A questo punto vorrei dire che esiste una profonda differenza tra le donne della classe dominante e le donne delle classi subalterne in tutte le epoche.
Le prime hanno sempre dato il loro appoggio per la perpetrazione dei privilegi e del potere dei loro uomini, difendendo indirettamente se stesse, siano essi padri, mariti, amanti, figli.
L’oppressione sulla donna è quindi esercitata a vari livelli, inscindibilmente dalla classe sociale di appartenenza. Quindi la donna, sempre e comunque oppressa, non ha mancato di esercitare la propria oppressione su altre donne appartenenti alle classi subalterne. Credo che esista una profonda differenza tra arte e creatività femminile. L’arte, in quanto processo produttivo maschile, può inglobare la donna solo a livello di istanze emancipatone, la creatività femminista va quindi ben differenziata dall’arte, nella quale non può riconoscersi storicamente, mentre invece può .trovare affinità espressive e individuare la propria matrice con la creatività femminile storica.
Ad esempio Elisabetta Rasy definisce i pizzi come «quadri psichici» della condizione femminile, l’ossessiva ripetizione delle forme, delle volute, degli intrecci possono esprimere la condizione alienante della donna, il nostro disagio, la nostra estraneità e inculturazione.
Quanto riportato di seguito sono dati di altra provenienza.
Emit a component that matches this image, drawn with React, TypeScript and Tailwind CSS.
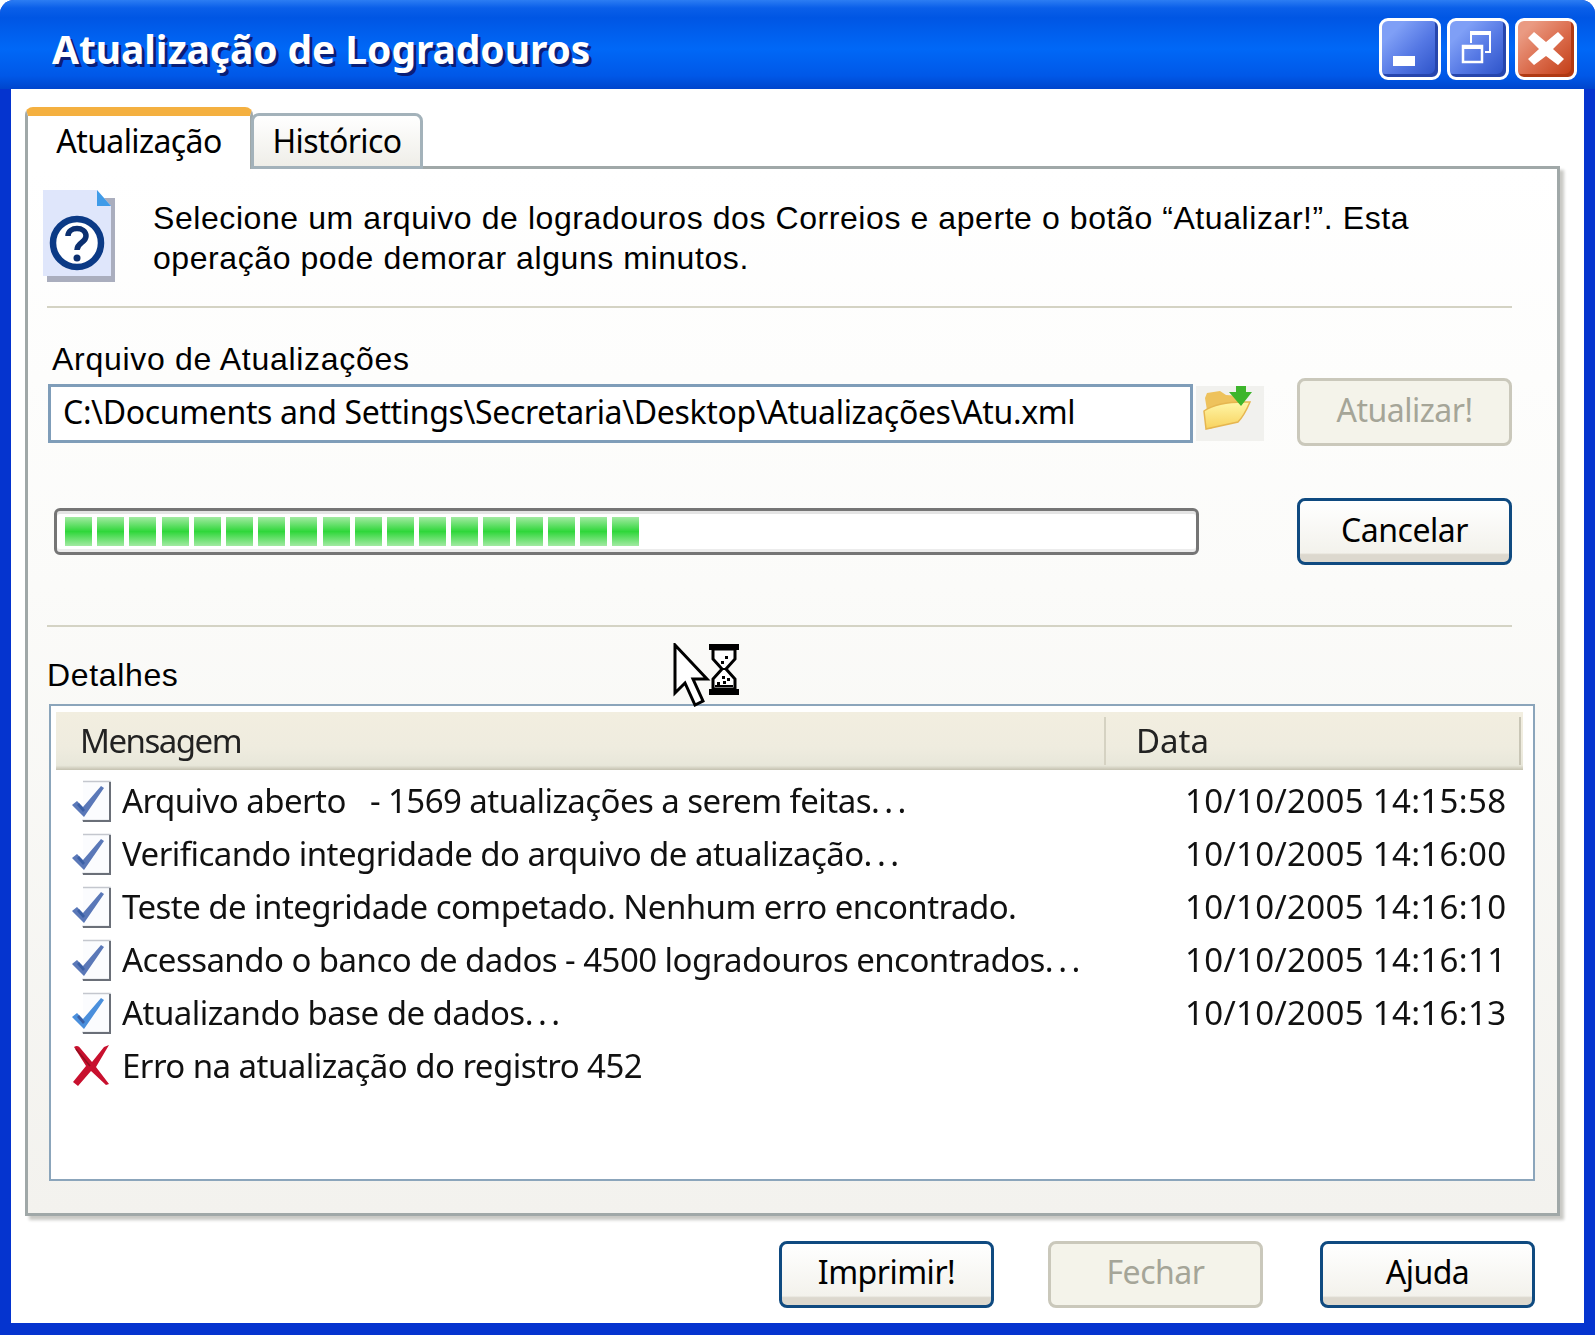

Oggi da nostra creatività deve essere inscindibile dalla nostra lotta rivoluzionaria, deve esserne l’espressione, diventare uno strumento di comunicazione aggregante con le altre donne. Per questo deve esprimere le nostre ricerche, la nostra presa di coscienza, la nostra rabbia, la nostra rilettura storica, la nostra assenza dalla storia. Allora mi chiedo, quanto serve in questo momento il nostro confronto con le istituzioni? Non sarebbe meglio aprire il dibattito solo con le donne? Cosa significa ‘essere femminista per le donne che operano da sempre all’interno di spazi artistici istituzionali? Cosa vuol dire per loro militanza femminista rapportata alla loro opera di artiste? In che misura il confronto con le istituzioni, i Dibattiti aperti su Femminismo e creatività possono portare alla strumentalizzazione e al recupero del femminismo?
Sappiamo ad esempio della grande fioritura di collettive di sole donne organizzate da «illuminati» galleristi, e la istituzione di nuovi premi sempre solo per le donne artiste. Che cosa significa questo recupero delle donne artiste? E un altro ghetto? La concessione di uno spazio rassicurante, parallelo alla cultura maschile? Un tardivo riconoscimento? Ma a chi e a cosa serve questo gratificante riconoscimento emancipatorio? Il dibattito è aperto da tanto e continua, per costruire insieme dal disagio, dall’impotenza della parola, dalla nostra profonda estraneazione e rabbia.